◆ Web page code records ◆
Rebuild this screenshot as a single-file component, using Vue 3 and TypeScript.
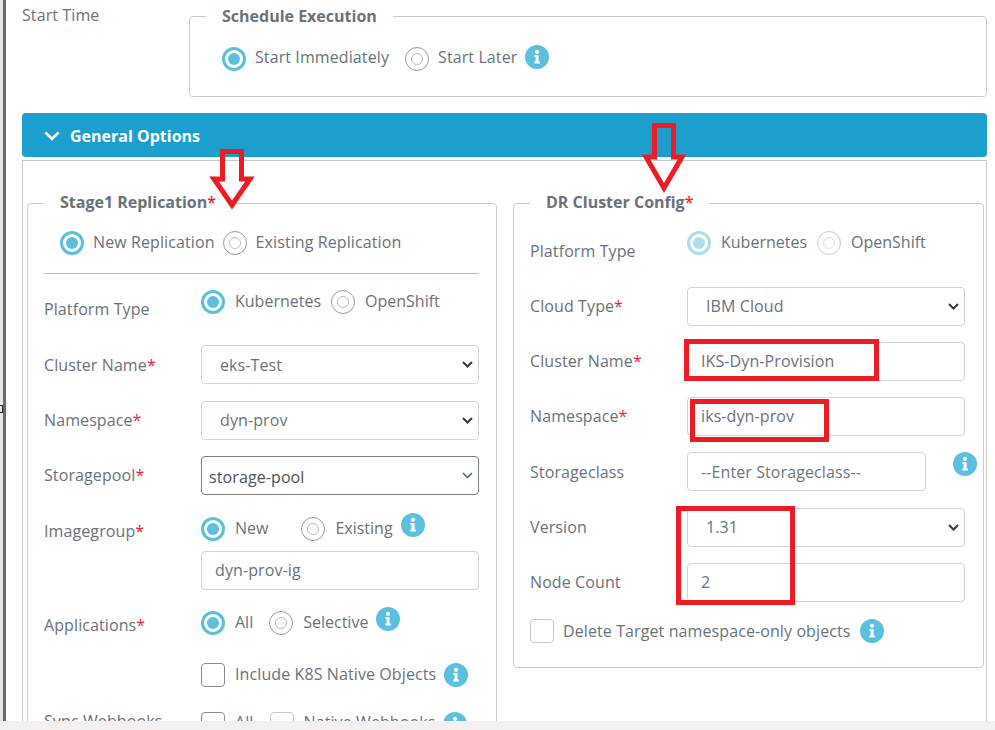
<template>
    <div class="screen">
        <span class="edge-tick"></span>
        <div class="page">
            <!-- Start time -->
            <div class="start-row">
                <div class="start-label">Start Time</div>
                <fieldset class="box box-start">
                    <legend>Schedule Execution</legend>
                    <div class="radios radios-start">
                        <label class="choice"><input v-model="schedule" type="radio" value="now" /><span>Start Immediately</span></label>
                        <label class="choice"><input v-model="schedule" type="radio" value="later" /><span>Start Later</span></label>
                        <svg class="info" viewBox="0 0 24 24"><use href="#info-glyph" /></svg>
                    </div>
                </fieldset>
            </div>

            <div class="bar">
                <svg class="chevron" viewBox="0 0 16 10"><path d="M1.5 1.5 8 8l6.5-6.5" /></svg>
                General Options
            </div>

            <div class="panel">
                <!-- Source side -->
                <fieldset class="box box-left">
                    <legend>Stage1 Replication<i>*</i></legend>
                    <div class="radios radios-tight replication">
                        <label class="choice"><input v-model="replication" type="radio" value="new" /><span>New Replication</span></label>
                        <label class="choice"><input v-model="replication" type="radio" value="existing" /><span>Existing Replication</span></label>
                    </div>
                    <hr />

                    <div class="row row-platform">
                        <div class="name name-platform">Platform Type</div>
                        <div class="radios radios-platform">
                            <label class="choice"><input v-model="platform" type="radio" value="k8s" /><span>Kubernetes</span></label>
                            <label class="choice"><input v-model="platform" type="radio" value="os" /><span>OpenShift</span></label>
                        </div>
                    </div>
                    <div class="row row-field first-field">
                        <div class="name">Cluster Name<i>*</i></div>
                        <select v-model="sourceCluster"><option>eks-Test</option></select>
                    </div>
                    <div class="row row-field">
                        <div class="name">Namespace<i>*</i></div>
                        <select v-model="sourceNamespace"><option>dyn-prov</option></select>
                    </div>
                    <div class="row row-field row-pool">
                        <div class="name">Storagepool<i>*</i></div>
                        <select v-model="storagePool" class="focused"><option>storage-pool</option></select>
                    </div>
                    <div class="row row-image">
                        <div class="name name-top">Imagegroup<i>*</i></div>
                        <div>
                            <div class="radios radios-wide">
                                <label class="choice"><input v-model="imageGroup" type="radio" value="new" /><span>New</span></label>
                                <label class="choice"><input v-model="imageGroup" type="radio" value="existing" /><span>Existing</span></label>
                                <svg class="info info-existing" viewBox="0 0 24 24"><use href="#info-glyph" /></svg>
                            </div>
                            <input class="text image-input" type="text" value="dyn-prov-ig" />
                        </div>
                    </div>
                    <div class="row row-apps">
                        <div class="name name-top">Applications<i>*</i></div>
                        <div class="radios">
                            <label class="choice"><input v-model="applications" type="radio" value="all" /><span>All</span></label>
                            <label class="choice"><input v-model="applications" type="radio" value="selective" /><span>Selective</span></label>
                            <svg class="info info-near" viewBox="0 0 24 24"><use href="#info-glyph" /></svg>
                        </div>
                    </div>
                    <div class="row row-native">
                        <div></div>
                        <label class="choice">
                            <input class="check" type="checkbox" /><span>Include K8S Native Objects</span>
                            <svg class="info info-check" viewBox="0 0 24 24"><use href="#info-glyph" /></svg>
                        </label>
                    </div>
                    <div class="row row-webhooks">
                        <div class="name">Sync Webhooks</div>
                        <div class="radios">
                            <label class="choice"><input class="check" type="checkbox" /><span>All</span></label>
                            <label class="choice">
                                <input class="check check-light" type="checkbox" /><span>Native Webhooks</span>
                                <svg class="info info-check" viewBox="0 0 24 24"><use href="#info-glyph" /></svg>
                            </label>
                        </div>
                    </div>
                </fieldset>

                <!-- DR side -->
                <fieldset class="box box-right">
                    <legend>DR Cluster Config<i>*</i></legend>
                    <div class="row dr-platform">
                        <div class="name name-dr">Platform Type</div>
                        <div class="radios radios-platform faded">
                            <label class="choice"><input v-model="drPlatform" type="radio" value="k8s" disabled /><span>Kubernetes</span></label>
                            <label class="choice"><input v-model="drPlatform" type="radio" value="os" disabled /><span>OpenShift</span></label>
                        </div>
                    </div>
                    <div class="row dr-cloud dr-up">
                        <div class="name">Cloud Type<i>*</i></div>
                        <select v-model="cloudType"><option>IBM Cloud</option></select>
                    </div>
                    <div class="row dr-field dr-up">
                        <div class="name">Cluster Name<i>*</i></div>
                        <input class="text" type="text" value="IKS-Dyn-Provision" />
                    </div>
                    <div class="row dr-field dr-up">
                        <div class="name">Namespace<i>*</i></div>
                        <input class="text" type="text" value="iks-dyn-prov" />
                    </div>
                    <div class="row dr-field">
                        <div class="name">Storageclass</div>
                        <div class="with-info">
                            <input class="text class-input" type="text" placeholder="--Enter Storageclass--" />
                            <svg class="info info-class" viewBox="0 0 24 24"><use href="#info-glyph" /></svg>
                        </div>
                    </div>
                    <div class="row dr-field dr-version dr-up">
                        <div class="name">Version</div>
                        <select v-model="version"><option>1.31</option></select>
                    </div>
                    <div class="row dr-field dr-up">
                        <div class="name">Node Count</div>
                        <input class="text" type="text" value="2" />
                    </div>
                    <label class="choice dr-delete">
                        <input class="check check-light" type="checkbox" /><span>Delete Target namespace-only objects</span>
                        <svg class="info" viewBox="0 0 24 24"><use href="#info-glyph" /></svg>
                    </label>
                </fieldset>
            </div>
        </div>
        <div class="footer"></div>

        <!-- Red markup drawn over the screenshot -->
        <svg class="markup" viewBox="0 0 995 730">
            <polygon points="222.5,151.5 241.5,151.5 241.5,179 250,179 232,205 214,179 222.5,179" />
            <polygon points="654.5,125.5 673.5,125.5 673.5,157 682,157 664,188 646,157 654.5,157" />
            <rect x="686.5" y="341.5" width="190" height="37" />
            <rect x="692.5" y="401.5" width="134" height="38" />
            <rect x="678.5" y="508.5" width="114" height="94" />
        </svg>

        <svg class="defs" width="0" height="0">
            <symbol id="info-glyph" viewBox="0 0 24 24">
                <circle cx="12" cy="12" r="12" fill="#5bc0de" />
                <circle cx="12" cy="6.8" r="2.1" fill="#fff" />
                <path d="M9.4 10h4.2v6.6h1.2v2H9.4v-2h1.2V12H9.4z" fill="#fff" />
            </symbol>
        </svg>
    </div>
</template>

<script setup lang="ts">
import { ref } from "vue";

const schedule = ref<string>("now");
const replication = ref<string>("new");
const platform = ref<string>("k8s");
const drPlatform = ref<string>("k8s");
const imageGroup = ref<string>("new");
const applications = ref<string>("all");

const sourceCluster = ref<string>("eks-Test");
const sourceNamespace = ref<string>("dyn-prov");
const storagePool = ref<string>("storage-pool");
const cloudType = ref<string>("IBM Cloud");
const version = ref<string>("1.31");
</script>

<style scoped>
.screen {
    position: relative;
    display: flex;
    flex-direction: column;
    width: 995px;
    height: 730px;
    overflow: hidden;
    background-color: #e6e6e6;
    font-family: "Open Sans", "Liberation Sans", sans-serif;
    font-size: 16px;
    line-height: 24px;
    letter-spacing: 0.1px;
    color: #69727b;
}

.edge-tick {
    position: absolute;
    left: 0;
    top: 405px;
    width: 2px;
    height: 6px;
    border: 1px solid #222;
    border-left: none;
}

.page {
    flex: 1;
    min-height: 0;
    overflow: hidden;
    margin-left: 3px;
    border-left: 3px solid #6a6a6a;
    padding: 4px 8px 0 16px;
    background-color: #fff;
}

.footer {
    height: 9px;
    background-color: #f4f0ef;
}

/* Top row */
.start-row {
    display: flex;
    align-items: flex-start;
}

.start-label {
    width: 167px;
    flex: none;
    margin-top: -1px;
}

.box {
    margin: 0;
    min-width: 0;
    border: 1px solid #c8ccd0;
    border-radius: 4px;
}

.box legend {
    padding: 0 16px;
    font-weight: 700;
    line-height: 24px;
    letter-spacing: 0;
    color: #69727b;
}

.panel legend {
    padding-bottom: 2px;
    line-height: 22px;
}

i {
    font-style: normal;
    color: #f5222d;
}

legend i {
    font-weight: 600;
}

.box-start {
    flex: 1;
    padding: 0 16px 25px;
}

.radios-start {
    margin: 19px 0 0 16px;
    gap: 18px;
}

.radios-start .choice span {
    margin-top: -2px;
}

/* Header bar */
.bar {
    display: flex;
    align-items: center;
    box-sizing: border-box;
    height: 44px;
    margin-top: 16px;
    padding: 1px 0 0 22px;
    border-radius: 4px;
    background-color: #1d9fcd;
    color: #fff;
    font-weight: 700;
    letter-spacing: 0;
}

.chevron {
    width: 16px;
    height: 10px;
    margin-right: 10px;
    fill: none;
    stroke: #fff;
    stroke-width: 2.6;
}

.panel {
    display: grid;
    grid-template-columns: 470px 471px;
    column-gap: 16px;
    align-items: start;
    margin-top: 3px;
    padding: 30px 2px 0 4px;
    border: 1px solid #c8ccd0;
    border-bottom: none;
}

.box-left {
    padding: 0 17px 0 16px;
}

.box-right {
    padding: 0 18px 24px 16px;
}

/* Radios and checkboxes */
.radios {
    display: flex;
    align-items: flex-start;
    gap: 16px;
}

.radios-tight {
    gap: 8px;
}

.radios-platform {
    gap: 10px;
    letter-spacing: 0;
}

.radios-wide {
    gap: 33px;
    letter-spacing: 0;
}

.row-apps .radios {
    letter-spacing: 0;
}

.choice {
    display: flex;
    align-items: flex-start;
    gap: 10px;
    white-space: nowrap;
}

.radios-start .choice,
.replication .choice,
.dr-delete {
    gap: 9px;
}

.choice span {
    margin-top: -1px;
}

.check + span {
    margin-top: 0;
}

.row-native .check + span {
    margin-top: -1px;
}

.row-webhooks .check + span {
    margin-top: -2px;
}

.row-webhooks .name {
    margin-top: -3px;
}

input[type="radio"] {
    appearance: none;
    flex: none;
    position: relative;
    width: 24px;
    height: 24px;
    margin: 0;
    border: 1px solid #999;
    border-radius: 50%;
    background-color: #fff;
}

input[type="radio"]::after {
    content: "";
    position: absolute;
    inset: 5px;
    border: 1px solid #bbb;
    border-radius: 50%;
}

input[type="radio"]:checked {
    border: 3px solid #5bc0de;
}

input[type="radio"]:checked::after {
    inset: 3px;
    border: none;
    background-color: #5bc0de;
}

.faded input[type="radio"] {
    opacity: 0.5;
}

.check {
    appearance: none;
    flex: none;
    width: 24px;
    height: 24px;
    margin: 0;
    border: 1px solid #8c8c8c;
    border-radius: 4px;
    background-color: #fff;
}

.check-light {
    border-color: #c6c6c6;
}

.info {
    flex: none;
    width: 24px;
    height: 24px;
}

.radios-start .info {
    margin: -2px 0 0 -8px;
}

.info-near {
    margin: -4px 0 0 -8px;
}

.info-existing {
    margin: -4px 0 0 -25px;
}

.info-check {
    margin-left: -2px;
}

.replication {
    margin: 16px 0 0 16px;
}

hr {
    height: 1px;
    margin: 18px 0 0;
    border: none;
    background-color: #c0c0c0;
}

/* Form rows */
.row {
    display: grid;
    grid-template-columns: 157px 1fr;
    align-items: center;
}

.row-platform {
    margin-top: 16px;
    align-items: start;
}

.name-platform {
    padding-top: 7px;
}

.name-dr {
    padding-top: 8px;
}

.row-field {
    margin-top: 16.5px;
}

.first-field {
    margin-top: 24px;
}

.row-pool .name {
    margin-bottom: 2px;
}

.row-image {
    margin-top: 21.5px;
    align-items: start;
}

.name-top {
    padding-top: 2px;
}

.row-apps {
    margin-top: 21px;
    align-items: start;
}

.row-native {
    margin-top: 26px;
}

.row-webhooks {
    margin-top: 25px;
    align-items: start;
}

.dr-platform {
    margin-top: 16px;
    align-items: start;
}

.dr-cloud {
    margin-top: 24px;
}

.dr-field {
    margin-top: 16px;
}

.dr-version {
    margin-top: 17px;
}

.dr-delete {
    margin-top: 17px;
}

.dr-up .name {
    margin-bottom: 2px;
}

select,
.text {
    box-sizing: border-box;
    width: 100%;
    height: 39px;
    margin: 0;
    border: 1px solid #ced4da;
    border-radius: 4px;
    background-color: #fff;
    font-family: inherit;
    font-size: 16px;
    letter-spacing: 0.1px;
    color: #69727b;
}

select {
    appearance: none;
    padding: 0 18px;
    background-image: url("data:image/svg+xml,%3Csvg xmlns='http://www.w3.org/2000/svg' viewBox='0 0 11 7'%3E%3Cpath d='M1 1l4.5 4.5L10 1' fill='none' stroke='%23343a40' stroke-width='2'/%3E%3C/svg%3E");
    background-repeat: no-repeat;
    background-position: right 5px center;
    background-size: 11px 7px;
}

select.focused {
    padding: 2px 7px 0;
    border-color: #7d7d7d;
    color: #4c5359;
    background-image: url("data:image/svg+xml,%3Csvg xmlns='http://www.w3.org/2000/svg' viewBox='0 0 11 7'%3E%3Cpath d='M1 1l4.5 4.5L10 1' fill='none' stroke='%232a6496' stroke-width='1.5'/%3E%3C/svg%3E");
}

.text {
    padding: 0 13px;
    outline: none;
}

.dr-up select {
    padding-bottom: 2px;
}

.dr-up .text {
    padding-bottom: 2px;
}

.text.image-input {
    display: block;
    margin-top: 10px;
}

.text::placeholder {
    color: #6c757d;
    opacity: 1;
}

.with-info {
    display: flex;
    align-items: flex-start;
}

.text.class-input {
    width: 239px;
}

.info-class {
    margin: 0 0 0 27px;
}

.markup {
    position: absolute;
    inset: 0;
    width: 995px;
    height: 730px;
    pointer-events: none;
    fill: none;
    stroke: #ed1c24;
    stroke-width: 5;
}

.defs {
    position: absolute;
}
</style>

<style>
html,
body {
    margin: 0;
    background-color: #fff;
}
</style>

==

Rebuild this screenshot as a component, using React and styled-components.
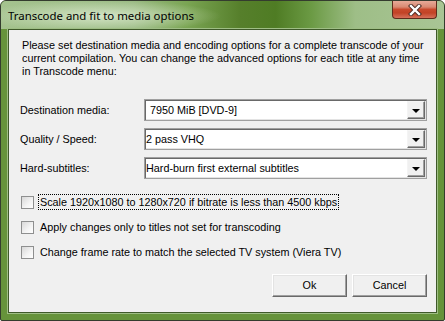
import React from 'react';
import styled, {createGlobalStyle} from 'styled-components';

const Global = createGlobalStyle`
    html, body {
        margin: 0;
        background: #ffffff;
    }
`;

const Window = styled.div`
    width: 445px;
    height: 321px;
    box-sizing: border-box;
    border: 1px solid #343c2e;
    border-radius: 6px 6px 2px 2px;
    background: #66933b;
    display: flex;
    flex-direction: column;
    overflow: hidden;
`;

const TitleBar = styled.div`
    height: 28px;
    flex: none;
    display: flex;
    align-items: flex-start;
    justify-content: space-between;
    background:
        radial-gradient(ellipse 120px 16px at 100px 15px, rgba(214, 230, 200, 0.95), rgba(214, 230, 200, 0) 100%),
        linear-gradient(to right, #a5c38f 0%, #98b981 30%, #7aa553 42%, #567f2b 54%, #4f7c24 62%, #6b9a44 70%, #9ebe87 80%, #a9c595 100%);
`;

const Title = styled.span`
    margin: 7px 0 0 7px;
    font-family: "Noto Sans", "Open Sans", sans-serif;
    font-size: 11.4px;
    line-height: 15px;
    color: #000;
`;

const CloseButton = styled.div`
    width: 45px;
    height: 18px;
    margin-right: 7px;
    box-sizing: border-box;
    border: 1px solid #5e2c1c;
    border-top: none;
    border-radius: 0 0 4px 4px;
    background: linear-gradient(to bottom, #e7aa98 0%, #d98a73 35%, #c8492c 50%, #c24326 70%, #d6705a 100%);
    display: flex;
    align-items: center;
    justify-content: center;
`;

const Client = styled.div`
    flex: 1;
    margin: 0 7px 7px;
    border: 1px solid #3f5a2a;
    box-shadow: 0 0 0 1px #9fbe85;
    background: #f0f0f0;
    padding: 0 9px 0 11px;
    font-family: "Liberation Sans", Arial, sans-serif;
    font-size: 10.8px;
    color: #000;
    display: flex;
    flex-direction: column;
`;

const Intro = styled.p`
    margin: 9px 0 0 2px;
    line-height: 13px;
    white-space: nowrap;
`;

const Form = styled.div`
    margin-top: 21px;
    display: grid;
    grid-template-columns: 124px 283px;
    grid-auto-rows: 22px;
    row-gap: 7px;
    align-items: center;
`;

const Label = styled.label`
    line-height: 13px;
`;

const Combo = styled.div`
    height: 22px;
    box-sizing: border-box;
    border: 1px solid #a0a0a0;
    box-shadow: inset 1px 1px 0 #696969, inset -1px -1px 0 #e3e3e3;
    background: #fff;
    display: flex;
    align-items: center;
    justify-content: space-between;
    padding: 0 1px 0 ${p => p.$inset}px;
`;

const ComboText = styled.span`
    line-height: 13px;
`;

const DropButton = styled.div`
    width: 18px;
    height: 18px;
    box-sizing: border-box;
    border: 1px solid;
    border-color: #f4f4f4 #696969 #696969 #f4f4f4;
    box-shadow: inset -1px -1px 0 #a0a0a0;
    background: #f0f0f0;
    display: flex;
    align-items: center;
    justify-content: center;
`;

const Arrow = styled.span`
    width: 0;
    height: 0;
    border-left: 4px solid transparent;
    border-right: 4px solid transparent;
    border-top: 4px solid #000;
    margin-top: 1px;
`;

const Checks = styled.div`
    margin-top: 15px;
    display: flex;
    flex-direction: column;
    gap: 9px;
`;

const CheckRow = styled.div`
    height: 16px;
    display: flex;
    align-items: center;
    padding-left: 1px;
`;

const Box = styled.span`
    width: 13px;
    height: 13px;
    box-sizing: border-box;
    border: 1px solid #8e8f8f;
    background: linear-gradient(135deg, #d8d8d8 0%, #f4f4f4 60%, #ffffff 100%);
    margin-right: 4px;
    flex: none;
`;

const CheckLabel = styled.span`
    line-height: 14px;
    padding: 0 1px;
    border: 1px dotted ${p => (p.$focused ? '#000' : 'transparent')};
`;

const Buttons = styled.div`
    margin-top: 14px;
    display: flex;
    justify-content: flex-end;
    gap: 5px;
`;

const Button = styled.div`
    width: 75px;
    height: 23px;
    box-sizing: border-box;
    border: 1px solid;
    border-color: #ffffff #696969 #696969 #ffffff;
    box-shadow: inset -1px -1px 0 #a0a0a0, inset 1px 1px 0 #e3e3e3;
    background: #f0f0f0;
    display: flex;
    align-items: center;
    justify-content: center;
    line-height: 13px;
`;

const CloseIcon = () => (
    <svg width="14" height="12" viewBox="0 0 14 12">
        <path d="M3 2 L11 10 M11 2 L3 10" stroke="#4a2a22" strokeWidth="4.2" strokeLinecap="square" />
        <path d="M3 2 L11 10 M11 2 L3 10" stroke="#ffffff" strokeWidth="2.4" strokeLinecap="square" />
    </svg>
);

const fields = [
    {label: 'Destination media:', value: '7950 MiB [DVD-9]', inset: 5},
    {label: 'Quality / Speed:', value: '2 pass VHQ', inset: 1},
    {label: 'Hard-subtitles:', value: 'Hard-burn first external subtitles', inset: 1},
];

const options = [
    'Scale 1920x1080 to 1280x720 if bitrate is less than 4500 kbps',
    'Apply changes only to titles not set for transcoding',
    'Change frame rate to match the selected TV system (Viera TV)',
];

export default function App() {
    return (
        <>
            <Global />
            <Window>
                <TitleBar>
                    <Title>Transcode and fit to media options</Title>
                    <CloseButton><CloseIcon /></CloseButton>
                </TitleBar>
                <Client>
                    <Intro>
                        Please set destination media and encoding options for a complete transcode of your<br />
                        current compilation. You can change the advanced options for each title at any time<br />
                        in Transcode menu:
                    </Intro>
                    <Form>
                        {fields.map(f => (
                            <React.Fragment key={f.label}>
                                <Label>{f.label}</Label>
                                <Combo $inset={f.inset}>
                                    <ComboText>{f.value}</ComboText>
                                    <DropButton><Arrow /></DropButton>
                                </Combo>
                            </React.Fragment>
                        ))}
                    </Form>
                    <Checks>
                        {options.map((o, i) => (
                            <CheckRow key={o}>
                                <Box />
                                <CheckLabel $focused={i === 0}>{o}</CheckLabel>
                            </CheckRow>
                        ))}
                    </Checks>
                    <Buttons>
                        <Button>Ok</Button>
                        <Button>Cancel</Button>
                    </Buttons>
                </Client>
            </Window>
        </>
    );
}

◆ REQUEST ◆
Look for lines containing the string "this" and copy them all.

◆ TASK RESPONSE ◆
Rebuild this screenshot as a single-file component, using Vue 3 and TypeScript.
Rebuild this screenshot as a component, using React and styled-components.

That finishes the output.